Nursing Work Life Research
New Zealand nurses’ views on preceptoring international nurses
New Zealand encourages internationally educated nurses to seek registration in New Zealand to reduce local nursing shortages. Internationally educated nurses must meet requirements of the Health Practitioners Competency Assurance Act 2003, and demonstrate competency to practise through a clinical competency assessment programme.
The purpose was to establish whether preceptors believe they are adequately prepared to assess nurses for whom English is a second language, and to determine the support and recognition received in the role.
Preceptor training, workload, understanding of ethical and legal accountability, and perceived organizational values, support and attitudes were evaluated via an anonymous internet survey.
Some preceptors do not meet Nursing Council of New Zealand standards and some work environments require nurses to preceptor international nurses. Many nurses believe the role is not valued despite the high workload requirements. Training increased preceptor confidence and preparedness for clinical assessment but additional education is required to understand ethical and legal accountability within the role. Many preceptors indicated they felt pressured into recording assessments they were uncomfortable with.

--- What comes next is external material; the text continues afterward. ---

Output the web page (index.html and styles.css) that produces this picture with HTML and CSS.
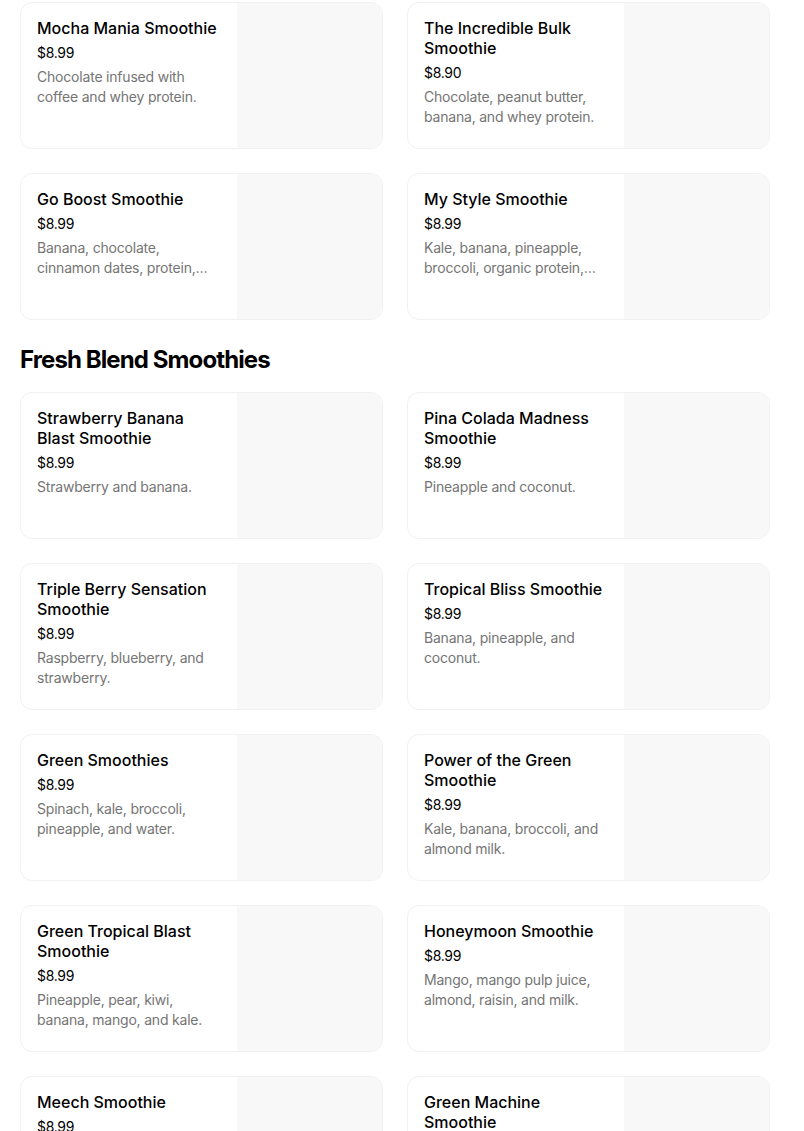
FILE: index.html
```html
<!DOCTYPE html>
<html lang="en">
<head>
<meta charset="utf-8">
<title>Menu</title>
<link rel="stylesheet" href="styles.css">
</head>
<body>
<main class="menu">
  <div class="grid">
    <div class="card"><div class="info"><div class="title">Mocha Mania Smoothie</div><div class="price">$8.99</div><div class="desc">Chocolate infused with coffee and whey protein.</div></div><div class="thumb"></div></div>
    <div class="card"><div class="info"><div class="title">The Incredible Bulk Smoothie</div><div class="price">$8.90</div><div class="desc">Chocolate, peanut butter, banana, and whey protein.</div></div><div class="thumb"></div></div>
    <div class="card"><div class="info"><div class="title">Go Boost Smoothie</div><div class="price">$8.99</div><div class="desc">Banana, chocolate, cinnamon dates, protein, and almond milk.</div></div><div class="thumb"></div></div>
    <div class="card"><div class="info"><div class="title">My Style Smoothie</div><div class="price">$8.99</div><div class="desc">Kale, banana, pineapple, broccoli, organic protein, and almond milk.</div></div><div class="thumb"></div></div>
  </div>
  <h2 class="section">Fresh Blend Smoothies</h2>
  <div class="grid">
    <div class="card"><div class="info"><div class="title">Strawberry Banana Blast Smoothie</div><div class="price">$8.99</div><div class="desc">Strawberry and banana.</div></div><div class="thumb"></div></div>
    <div class="card"><div class="info"><div class="title">Pina Colada Madness Smoothie</div><div class="price">$8.99</div><div class="desc">Pineapple and coconut.</div></div><div class="thumb"></div></div>
    <div class="card"><div class="info"><div class="title">Triple Berry Sensation Smoothie</div><div class="price">$8.99</div><div class="desc">Raspberry, blueberry, and strawberry.</div></div><div class="thumb"></div></div>
    <div class="card"><div class="info"><div class="title">Tropical Bliss Smoothie</div><div class="price">$8.99</div><div class="desc">Banana, pineapple, and coconut.</div></div><div class="thumb"></div></div>
    <div class="card"><div class="info"><div class="title">Green Smoothies</div><div class="price">$8.99</div><div class="desc">Spinach, kale, broccoli, pineapple, and water.</div></div><div class="thumb"></div></div>
    <div class="card"><div class="info"><div class="title">Power of the Green Smoothie</div><div class="price">$8.99</div><div class="desc">Kale, banana, broccoli, and almond milk.</div></div><div class="thumb"></div></div>
    <div class="card"><div class="info"><div class="title">Green Tropical Blast Smoothie</div><div class="price">$8.99</div><div class="desc">Pineapple, pear, kiwi, banana, mango, and kale.</div></div><div class="thumb"></div></div>
    <div class="card"><div class="info"><div class="title">Honeymoon Smoothie</div><div class="price">$8.99</div><div class="desc">Mango, mango pulp juice, almond, raisin, and milk.</div></div><div class="thumb"></div></div>
    <div class="card"><div class="info"><div class="title">Meech Smoothie</div><div class="price">$8.99</div><div class="desc">Banana, peanut butter, and almond milk.</div></div><div class="thumb"></div></div>
    <div class="card"><div class="info"><div class="title">Green Machine Smoothie</div><div class="price">$8.99</div><div class="desc">Spinach, kale, and apple.</div></div><div class="thumb"></div></div>
  </div>
</main>
</body>
</html>
```
FILE: styles.css
```css
* { box-sizing: border-box; }
html, body { margin: 0; padding: 0; background: #fff; }
body {
  font-family: Inter, "Liberation Sans", sans-serif;
  color: #000;
  overflow: hidden;
}
.menu {
  padding: 2px 34px 0 20px;
}
.grid {
  display: grid;
  grid-template-columns: 1fr 1fr;
  column-gap: 24px;
  row-gap: 24px;
}
.card {
  display: flex;
  height: 147px;
  border: 1px solid #f1f1f1;
  border-radius: 12px;
  overflow: hidden;
  background: #fff;
}
.info {
  flex: 1;
  min-width: 0;
  padding: 15px 16px 0 16px;
}
.thumb {
  width: 145px;
  flex: none;
  background: #f8f8f8;
}
.title {
  font-size: 16px;
  font-weight: 500;
  line-height: 20px;
  letter-spacing: 0;
}
.price {
  font-size: 14px;
  line-height: 20px;
  margin-top: 5px;
  letter-spacing: -0.3px;
}
.desc {
  font-size: 14px;
  line-height: 20px;
  color: #757575;
  margin-top: 4px;
  letter-spacing: -0.2px;
  display: -webkit-box;
  -webkit-line-clamp: 2;
  -webkit-box-orient: vertical;
  overflow: hidden;
}
.section {
  margin: 24px 0 16px 0;
  font-size: 24px;
  line-height: 32px;
  font-weight: 700;
  letter-spacing: -0.9px;
}
```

Enhancing preceptorship acceptance could be achieved through institutional recognition of the role's value via workload consideration, institutional recognition or financial means. Increased preceptorship training, particularly around ethical and legal issues, would encourage preceptor confidence.
Organizations must find ways of meeting these challenges while recognizing they are responsible for the work environment of both preceptors and internationally registered nurses for whom English is a second language. A register of preceptors could provide a platform for audit and quality assurance principles, ensuring adequate education and preparation of preceptors.
Implications for nursing and health policy
Effective preceptorship requires training, recognition and support. Successful integration of international nurses depends on organizational recognition and implementation of these factors.